To ease pressure on the system, he said the government had granted amnesty to nearly 900 inmates and is pursuing industrialisation and agricultural projects under the “Feed Ghana” initiative to make prisons more self-sufficient.

Director-General of the Ghana Prisons Service, Mrs Patience Baffoe-Bonnie (ESQ.), also told the committee that the long-standing GH¢1.80 allocation is grossly inadequate, especially as contractors who supply food take their profit from it. “Practically, we are feeding inmates with just about one cedi,” she disclosed.

In the meantime, the Prisons Service has resorted to creative coping mechanisms such as the “Director General’s Kitchen Support Project,” which encourages prison facilities to operate gardens, poultry, and livestock ventures, supplemented occasionally by church donations.

Mrs.
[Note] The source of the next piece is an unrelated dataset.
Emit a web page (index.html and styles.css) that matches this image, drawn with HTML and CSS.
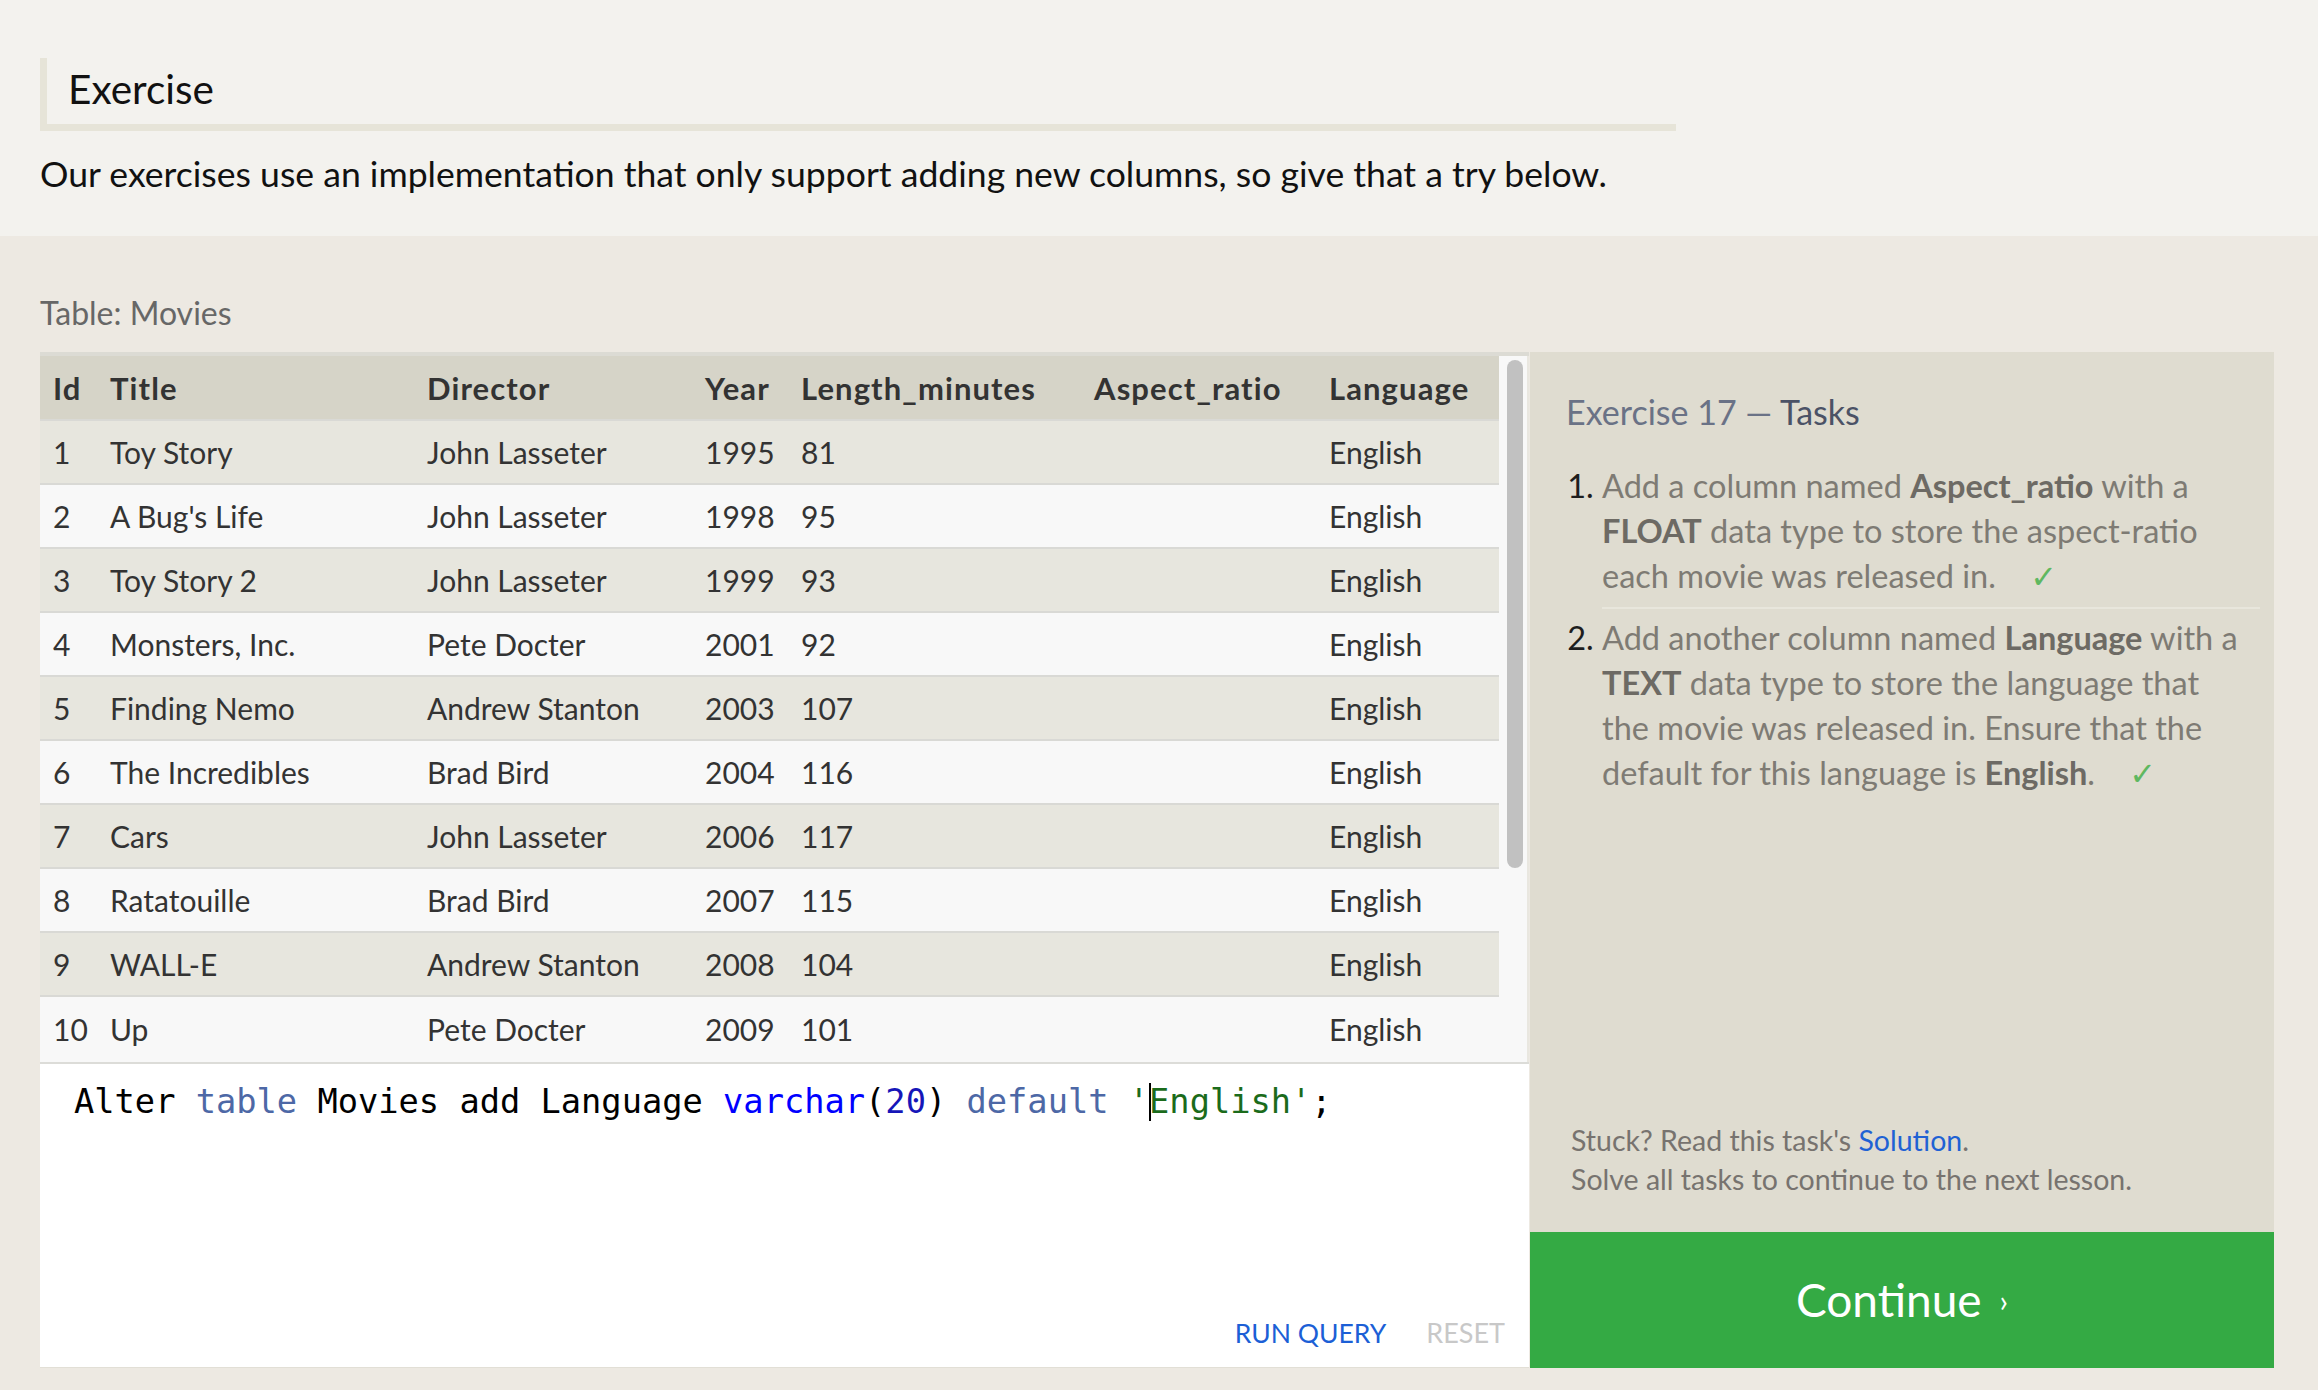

Baffoe-Bonnie warned that the feeding crisis is more than a welfare issue. “Of all the things that give cause for riots in our prisons, food is the number one trigger. We are passionate about preventing unrest, but we urgently need the approved funds released,” she stressed.

Both the Interior Minister and the Prisons Service urged the government to expedite the release of the GH¢10 million allocation for the last quarter of 2025, while pushing for further upward reviews in 2026 and beyond to reflect the real cost of feeding inmates.